The development ends a two-year legal battle waged by the AIIS, a lobbying group that represents steel traders, against one of the Trump administration’s signature trade policies.
“AIIS regrets the decision… From the beginning of our challenge to the presidential tariff-making at the heart of this case, we have been guided by one principle: We speak out when the cause is right and the livelihoods of our members and steel supply chain colleagues are harmed,” association president Richard Chriss wrote in an email to Fastmarkets on Monday June 22.
It is up to the House of Representatives and the Senate to take up the battle against Section 232, he said.
“Even though the Supreme Court did not today agree to accept our petition, our cause is still right,” Chriss said. “We reinvigorated a robust national conversation about the proper separation of powers in our system of ordered liberty. That conversation continues. Now it is up to Congress to place limits on presidential decision-making.”
Chriss’ comments came after the Supreme Court on Monday included the AIIS petition in a list of cases for which certiorari had been denied.
The move means that the Supreme Court will not review lower court rulings on the AIIS case.
The group had said President Donald Trump overstepped the powers granted to him by the Constitution when he imposed the Section 232 tariffs.
The American Iron and Steel Institute (AISI), a lobbying group that represents US mills, applauded the Supreme Court’s decision.
“The decision by the Supreme Court today not to hear further arguments in this case is acknowledgement once again that Congress acted within its constitutional authority when it authorized the president to take action to adjust imports that threaten to impair our national security,” AISI president and chief executive officer Thomas J Gibson said in a statement on Monday.
The AIIS told Fastmarkets in February that it would seek Supreme Court intervention. The group did so after the US Court of Appeals for the Federal Circuit said that Trump acted within the authority granted to him by the Constitution in imposing tariffs and quotas against foreign steel and aluminium on national security grounds. The appeals court’s opinion upheld a decision reached by the US Court of International Trade in March 2019.
That was the beginning of AIIS’ second unsuccessful trip to the high court.
AIIS, citing the urgency of its case against Section 232, tried to circumvent the appeals process in April 2019 by going straight to the Supreme Court. The high court declined to hear the matter last June, as it did again this year.
The Trump administration in March 2018 announced blanket 25% tariffs on steel imported into the US. The AIIS filed a lawsuit challenging the measure in June of that year.
US steel prices surged to their highest point in nearly a decade shortly after the Section 232 tariffs were implemented, but they have since lost almost half of their value.
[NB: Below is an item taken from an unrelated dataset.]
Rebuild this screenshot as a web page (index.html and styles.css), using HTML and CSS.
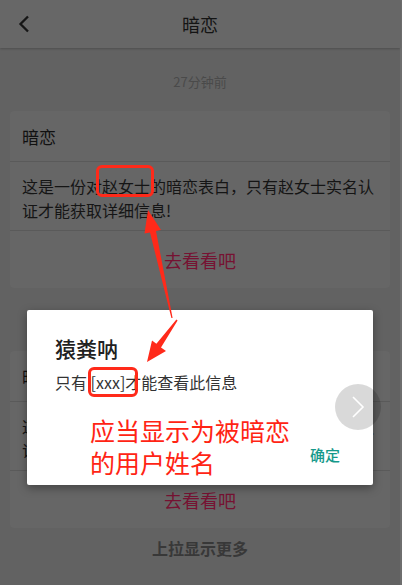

Fastmarkets’ daily steel hot-rolled coil index, fob mill US was calculated at $23.94 per hundredweight ($478.80 per short ton) on May 19, down by 47.8% from the nearly 10-year high of $45.84 per cwt reached in early July 2018.
And US steel imports have declined since Section 232 was unveiled. Imports of the product totaled 25.29 million tonnes in 2019, down by 17.3% from 30.57 million tons in 2018 and off by 26.6% from 34.47 million tonnes in 2017, according to Commerce Department figures.
(This story was updated on June 22 to include AIIS comment.)
The United States Supreme Court has declined to hear, for a second time, an American Institute for International Steel (AIIS) legal challenge to the Trump administration's Section 232 tariffs and quotas on imported steel.